Padraig Belton reported in May 2017 in BBC’s Business News that in the year 2016 alone, China has added 34,000 MW of solar power to the grid. India’s Rajasthan province will be adding 8,000 MW for USD 800 million into national grid through various solar and wind projects jointly funded by Clean Energy Fund, Asian Development Bank, and Government of India. This project costs India just USD 0.1 per watt. Compare it with USD 9 at Indus Cascade. Even if there are no cost overruns and completion delays, the Indus Cascade will cost the taxpayers more than USD 3 per watt – 30 times higher than what solar costs today, not to mention project completion time.
Pakistan’s solar potential is as good as that of India or China. If China can supply itself with 34,000 MW in one year through solar, why can’t we ask them to help us with 22,320 MW of solar in 8 months – at a fraction of cascade’s cost?

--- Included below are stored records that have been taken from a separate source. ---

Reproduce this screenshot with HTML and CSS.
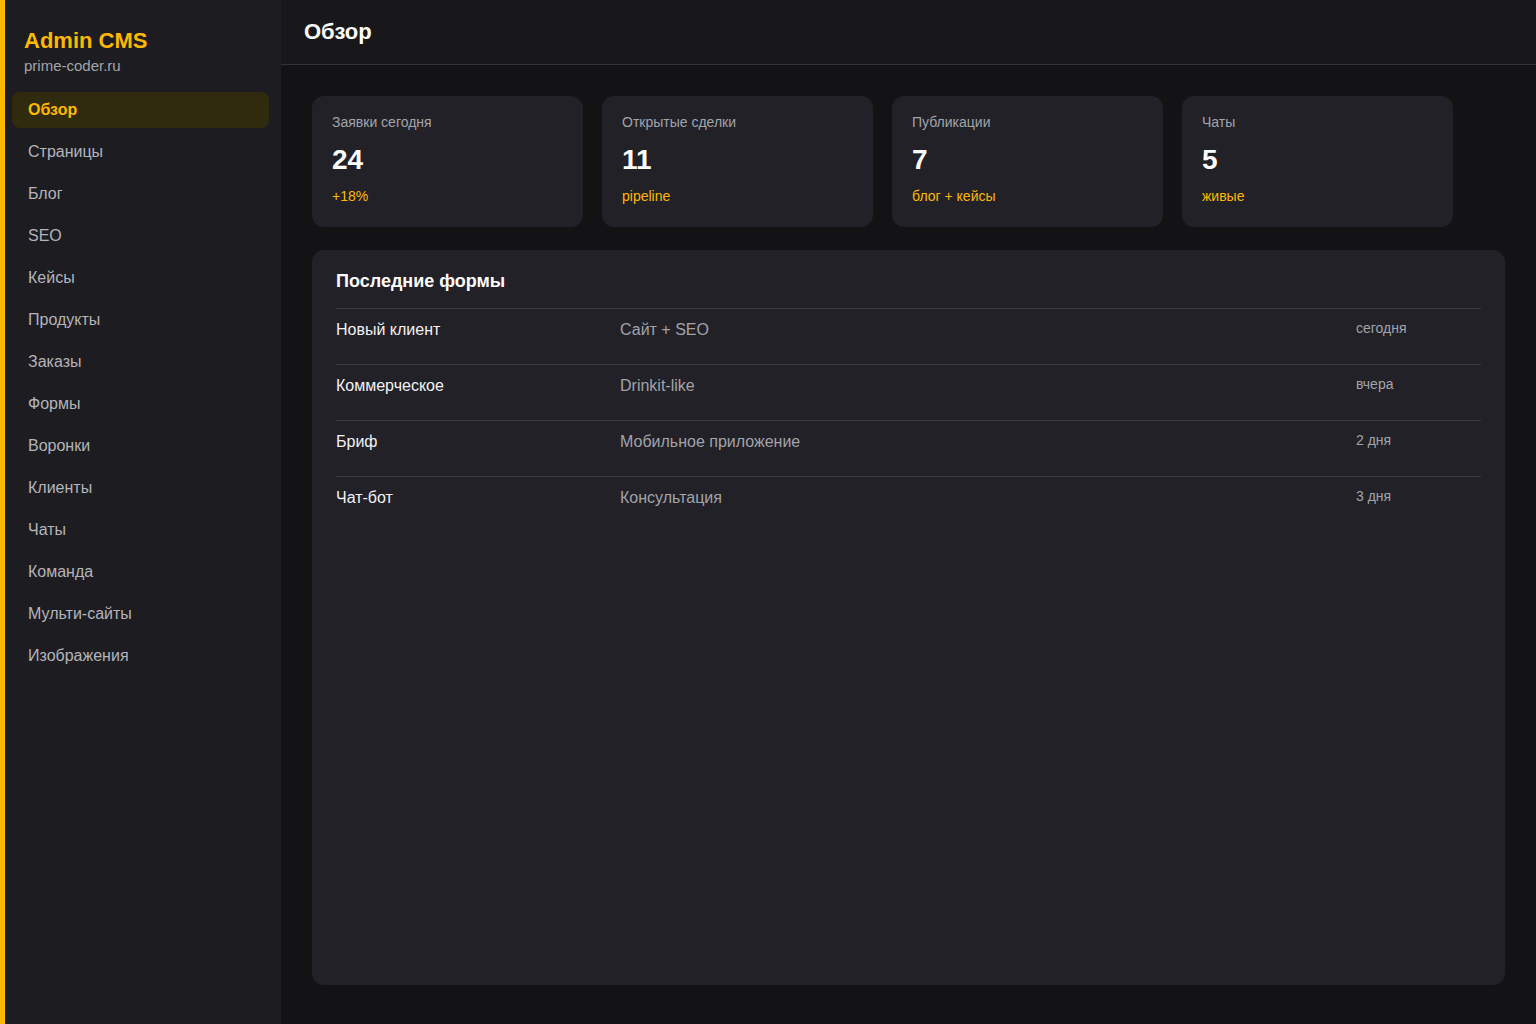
FILE: index.html
```html
<!DOCTYPE html>
<html lang="ru">
<head>
    <meta charset="UTF-8">
    <meta name="viewport" content="width=device-width, initial-scale=1.0">
    <title>Admin CMS - Обзор</title>
    <link rel="stylesheet" href="styles.css">
</head>
<body>
    <div class="layout">
        <aside class="sidebar">
            <div class="brand">
                <div class="brand-title">Admin CMS</div>
                <div class="brand-sub">prime-coder.ru</div>
            </div>
            <nav class="nav">
                <a class="nav-item active" href="#">Обзор</a>
                <a class="nav-item" href="#">Страницы</a>
                <a class="nav-item" href="#">Блог</a>
                <a class="nav-item" href="#">SEO</a>
                <a class="nav-item" href="#">Кейсы</a>
                <a class="nav-item" href="#">Продукты</a>
                <a class="nav-item" href="#">Заказы</a>
                <a class="nav-item" href="#">Формы</a>
                <a class="nav-item" href="#">Воронки</a>
                <a class="nav-item" href="#">Клиенты</a>
                <a class="nav-item" href="#">Чаты</a>
                <a class="nav-item" href="#">Команда</a>
                <a class="nav-item" href="#">Мульти-сайты</a>
                <a class="nav-item" href="#">Изображения</a>
            </nav>
        </aside>

        <div class="main">
            <header class="topbar">
                <h1>Обзор</h1>
            </header>

            <div class="content">
                <div class="stats">
                    <div class="stat-card">
                        <div class="stat-label">Заявки сегодня</div>
                        <div class="stat-value">24</div>
                        <div class="stat-note">+18%</div>
                    </div>
                    <div class="stat-card">
                        <div class="stat-label">Открытые сделки</div>
                        <div class="stat-value">11</div>
                        <div class="stat-note">pipeline</div>
                    </div>
                    <div class="stat-card">
                        <div class="stat-label">Публикации</div>
                        <div class="stat-value">7</div>
                        <div class="stat-note">блог + кейсы</div>
                    </div>
                    <div class="stat-card">
                        <div class="stat-label">Чаты</div>
                        <div class="stat-value">5</div>
                        <div class="stat-note">живые</div>
                    </div>
                </div>

                <section class="panel">
                    <h2>Последние формы</h2>
                    <div class="rows">
                        <div class="row">
                            <div class="row-name">Новый клиент</div>
                            <div class="row-type">Сайт + SEO</div>
                            <div class="row-date">сегодня</div>
                        </div>
                        <div class="row">
                            <div class="row-name">Коммерческое</div>
                            <div class="row-type">Drinkit-like</div>
                            <div class="row-date">вчера</div>
                        </div>
                        <div class="row">
                            <div class="row-name">Бриф</div>
                            <div class="row-type">Мобильное приложение</div>
                            <div class="row-date">2 дня</div>
                        </div>
                        <div class="row">
                            <div class="row-name">Чат-бот</div>
                            <div class="row-type">Консультация</div>
                            <div class="row-date">3 дня</div>
                        </div>
                    </div>
                </section>
            </div>
        </div>
    </div>
</body>
</html>
```

FILE: styles.css
```css
* {
    box-sizing: border-box;
}

body {
    margin: 0;
    background-color: #131315;
    color: #ffffff;
    font-family: "Liberation Sans", Arial, sans-serif;
}

.layout {
    display: flex;
    min-height: 100vh;
}

/* sidebar */
.sidebar {
    width: 281px;
    flex-shrink: 0;
    background-color: #1d1d21;
    box-shadow: inset 5px 0 0 #ffb800;
    padding: 28px 12px 16px 12px;
}

.brand {
    padding: 0 12px 17px 12px;
}

.brand-title {
    color: #ffb800;
    font-size: 22px;
    font-weight: bold;
    line-height: 26px;
}

.brand-sub {
    color: #a3a3aa;
    font-size: 15px;
    line-height: 18px;
    margin-top: 3px;
}

.nav {
    display: flex;
    flex-direction: column;
    gap: 6px;
}

.nav-item {
    display: block;
    height: 36px;
    line-height: 35px;
    padding: 0 16px;
    border-radius: 8px;
    color: #b4b4ba;
    font-size: 16px;
    text-decoration: none;
}

.nav-item.active {
    background-color: #302a0f;
    color: #ffb800;
    font-weight: bold;
}

/* main area */
.main {
    flex: 1;
    display: flex;
    flex-direction: column;
}

.topbar {
    height: 65px;
    background-color: #18181b;
    border-bottom: 1px solid #333338;
    padding: 0 23px;
    display: flex;
    align-items: center;
}

.topbar h1 {
    margin: 0;
    font-size: 22px;
    font-weight: bold;
    line-height: 26px;
}

.content {
    padding: 31px;
}

.stats {
    display: grid;
    grid-template-columns: repeat(4, 271px);
    gap: 19px;
}

.stat-card {
    background-color: #212127;
    border-radius: 12px;
    height: 131px;
    padding: 18px 20px;
}

.stat-label {
    color: #a3a3aa;
    font-size: 14px;
    line-height: 17px;
}

.stat-value {
    font-size: 28px;
    font-weight: bold;
    line-height: 32px;
    margin-top: 13px;
}

.stat-note {
    color: #ffb800;
    font-size: 14px;
    line-height: 17px;
    margin-top: 12px;
}

.panel {
    margin-top: 23px;
    background-color: #212127;
    border-radius: 12px;
    min-height: 735px;
    padding: 20px 24px;
}

.panel h2 {
    margin: 0 0 16px 0;
    font-size: 18px;
    font-weight: bold;
    line-height: 22px;
}

.row {
    display: grid;
    grid-template-columns: 284px 736px 1fr;
    height: 56px;
    padding-top: 11px;
    border-top: 1px solid #36363c;
    align-items: start;
}

.row-name {
    font-size: 16px;
    line-height: 19px;
    color: #f2f2f4;
}

.row-type {
    font-size: 16px;
    line-height: 19px;
    color: #a3a3aa;
}

.row-date {
    font-size: 14px;
    line-height: 17px;
    color: #a3a3aa;
}
```
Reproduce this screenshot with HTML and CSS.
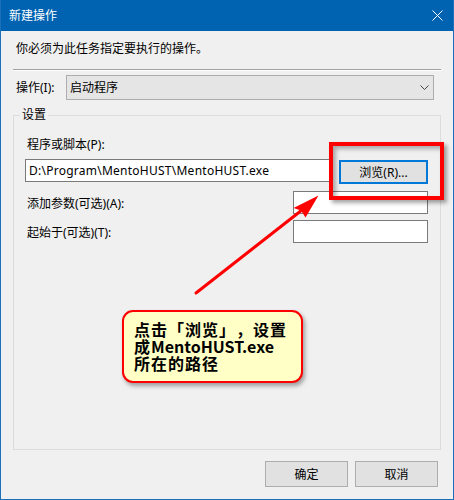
FILE: index.html
```html
<!DOCTYPE html>
<html lang="zh-CN">
<head>
<meta charset="utf-8">
<title>新建操作</title>
<link rel="stylesheet" href="styles.css">
</head>
<body>
<div class="window">
  <div class="titlebar">
    <span class="title">新建操作</span>
    <svg class="close" width="11" height="11" viewBox="0 0 11 11"><path d="M0.5 0.5L10.5 10.5M10.5 0.5L0.5 10.5" stroke="#fff" stroke-width="1" fill="none"/></svg>
  </div>
  <div class="content">
    <p class="desc">你必须为此任务指定要执行的操作。</p>
    <div class="sep"></div>
    <div class="action-row">
      <span class="action-label">操作(I):</span>
      <div class="combo">
        <span>启动程序</span>
        <svg class="chev" width="9" height="5" viewBox="0 0 9 5"><path d="M0.5 0.5L4.5 4.5L8.5 0.5" stroke="#444" stroke-width="1" fill="none"/></svg>
      </div>
    </div>
    <div class="group">
      <div class="legend">设置</div>
      <div class="field-label">程序或脚本(P):</div>
      <div class="program-row">
        <div class="input path">D:\Program\MentoHUST\MentoHUST.exe</div>
        <div class="btn browse">浏览(R)...</div>
      </div>
      <div class="opt-row">
        <span class="opt-label">添加参数(可选)(A):</span>
        <div class="input small"></div>
      </div>
      <div class="opt-row second">
        <span class="opt-label">起始于(可选)(T):</span>
        <div class="input small"></div>
      </div>
    </div>
    <div class="footer">
      <div class="btn action">确定</div>
      <div class="btn action">取消</div>
    </div>
  </div>
  <svg class="arrow" width="454" height="500" viewBox="0 0 454 500">
    <line x1="196" y1="293" x2="302" y2="210" stroke="#ff0000" stroke-width="3" stroke-linecap="round"/>
    <path d="M318.5 195.5L293.5 208L301 210.5L305.5 217.5Z" fill="#ff0000"/>
  </svg>
  <div class="highlight"></div>
  <div class="callout">点击「浏览」，设置<br>成<span class="latin">MentoHUST.exe</span><br>所在的路径</div>
</div>
</body>
</html>
```
FILE: styles.css
```css
* { box-sizing: border-box; }
html, body { margin: 0; padding: 0; }
body {
  background: #f0f0f0;
  font-family: "Noto Sans", "Noto Sans CJK SC", sans-serif;
  font-size: 12px;
  color: #000;
}
.window {
  position: relative;
  width: 454px;
  height: 500px;
  border: 1px solid #1e6fba;
  border-top: none;
  background: #f0f0f0;
  overflow: hidden;
}
.titlebar {
  height: 31px;
  background: #0063b1;
  color: #fff;
  display: flex;
  align-items: center;
  justify-content: space-between;
  margin: 0 -1px;
  padding: 0 11px 0 9px;
}
.title { line-height: 16px; }
.close { display: block; }
.desc {
  margin: 0;
  padding: 10px 0 0 15px;
  line-height: 16px;
}
.sep {
  margin: 12px 12px 0;
  height: 2px;
  border-top: 1px solid #a0a0a0;
  border-bottom: 1px solid #ffffff;
}
.action-row {
  display: flex;
  align-items: center;
  margin: 4px 19px 0 15px;
}
.action-label { width: 50px; line-height: 16px; }
.combo {
  flex: 1;
  height: 25px;
  background: #e5e5e5;
  border: 1px solid #adadad;
  display: flex;
  align-items: center;
  justify-content: space-between;
  padding: 0 4px 0 3px;
  line-height: 16px;
}
.chev { display: block; }
.group {
  margin: 15px 12px 0;
  height: 335px;
  border: 1px solid #dcdcdc;
  padding: 0 12px 0 11px;
}
.legend {
  width: max-content;
  margin: -8px 0 0 -5px;
  padding: 0 2px;
  line-height: 14px;
  background: #f0f0f0;
}
.field-label {
  margin-top: 15px;
  padding-left: 2px;
  line-height: 16px;
}
.program-row {
  display: flex;
  align-items: flex-start;
  margin-top: 6px;
}
.input {
  height: 23px;
  background: #fff;
  border: 1px solid #7a7a7a;
  line-height: 21px;
  padding-left: 3px;
  white-space: nowrap;
  overflow: hidden;
}
.path { width: 307px; letter-spacing: 0.25px; }
.btn {
  background: #e1e1e1;
  border: 1px solid #adadad;
  display: flex;
  align-items: center;
  justify-content: center;
}
.browse {
  margin-left: auto;
  margin-top: 1px;
  width: 89px;
  height: 24px;
  border: 2px solid #0078d7;
}
.opt-row {
  display: flex;
  align-items: center;
  justify-content: space-between;
  margin-top: 7px;
}
.opt-row.second { margin-top: 6px; }
.opt-label { padding-left: 2px; padding-top: 3px; line-height: 16px; }
.small { width: 135px; }
.footer {
  display: flex;
  justify-content: flex-end;
  gap: 7px;
  margin: 11px 15px 0 0;
}
.action { width: 83px; height: 26px; }
.arrow {
  position: absolute;
  left: -1px;
  top: 0;
  pointer-events: none;
}
.highlight {
  position: absolute;
  left: 328px;
  top: 142px;
  width: 115px;
  height: 58px;
  border: 4px solid #ff0000;
  box-shadow: 3px 3px 4px rgba(0,0,0,0.35), inset 3px 3px 4px rgba(0,0,0,0.3);
}
.callout {
  position: absolute;
  left: 121px;
  top: 310px;
  width: 181px;
  height: 73px;
  border: 2px solid #ff0000;
  border-radius: 11px;
  background: #ffffc6;
  box-shadow: 2px 3px 4px rgba(0,0,0,0.35);
  padding: 9px 0 0 10px;
  font-family: "Noto Sans CJK SC", sans-serif;
  font-weight: bold;
  font-size: 16px;
  line-height: 17px;
  letter-spacing: 1px;
  text-spacing-trim: space-all;
  font-feature-settings: "halt" 0;
}
.latin { letter-spacing: 0; }
```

The unfeasible economics of this hydel project, however, are marginal compared to the risks and threats such a cascade of construction will pose – sitting in the middle of fast eroding, highly instable, and seismically active mountains at the junction of three tectonic plates. Recent volatile examples are the Attabad landslide in 2010 and the 2005 earthquake.
Dam-lakes in the mountains are prone to mega-tsunamis due to landslides, intensified by Venturi-effect in narrow valleys, overtopping (or even toppling) a dam with unimaginable destructive power. In 1963 a massive landslide crashed in the lake of Italy’s Vajont Dam causing an 820 feet high mega-tsunami wave, overtopping the dam, killing 1,910 people, and completely wiping out many towns and villages below the dam. A landslide like Attabad crashing in to one of the cascade’s lakes could trigger a catastrophe of unprecedented proportions. In the unstable mountains of Karakoram, a moderate seismic tremor could be enough to trigger such a catastrophe.
And then there’s an even bigger threat in this volatile geology – magnitude 8.0 or higher earthquakes. Scientific American in August 2015 had highlighted the risk of an inevitable disaster when a magnitude 8.0 or higher earthquake would hit the region because none of the existing dams, mostly built in India and China, had been designed to withstand it. The region is lucky not to have that big an earthquake since the large-dam construction era began, but the possibility of a massive tremor, more powerful than the 2005 earthquake which measured 7.6 on the Richter scale, lurks over the horizon. Collapse of cascade under such circumstances would multiply the catastrophe beyond imagination – resulting in the complete annihilation of civilization along the course of Indus River down to its delta, when the cascade of dams collapses like dominos.
Overtopping or collapsing of cascade, however, may not be attributed only to natural events. The region has a volatile history of armed conflicts too. By building a cascade of dams – like dangerously positioned dominos – Pakistan would be gifting India a bomb bigger than a nuke in case of heightened tensions. A few thousand tons of trinitrotoluene exploded to cause a glacial burst within Indian controlled Kashmir would be enough to create a deadly wave of water, ice and rocks to overtop the cascading dams and wash half of Pakistan into the Arabian Sea. Even if this scenario is very remote, should Pakistan’s defence planners allow such a strategic advantage to India?
Given the terrible economics, the possible dangers caused by natural disasters, and the security threat due to a possible war with India, it makes little sense that Pakistan is still going ahead with this project.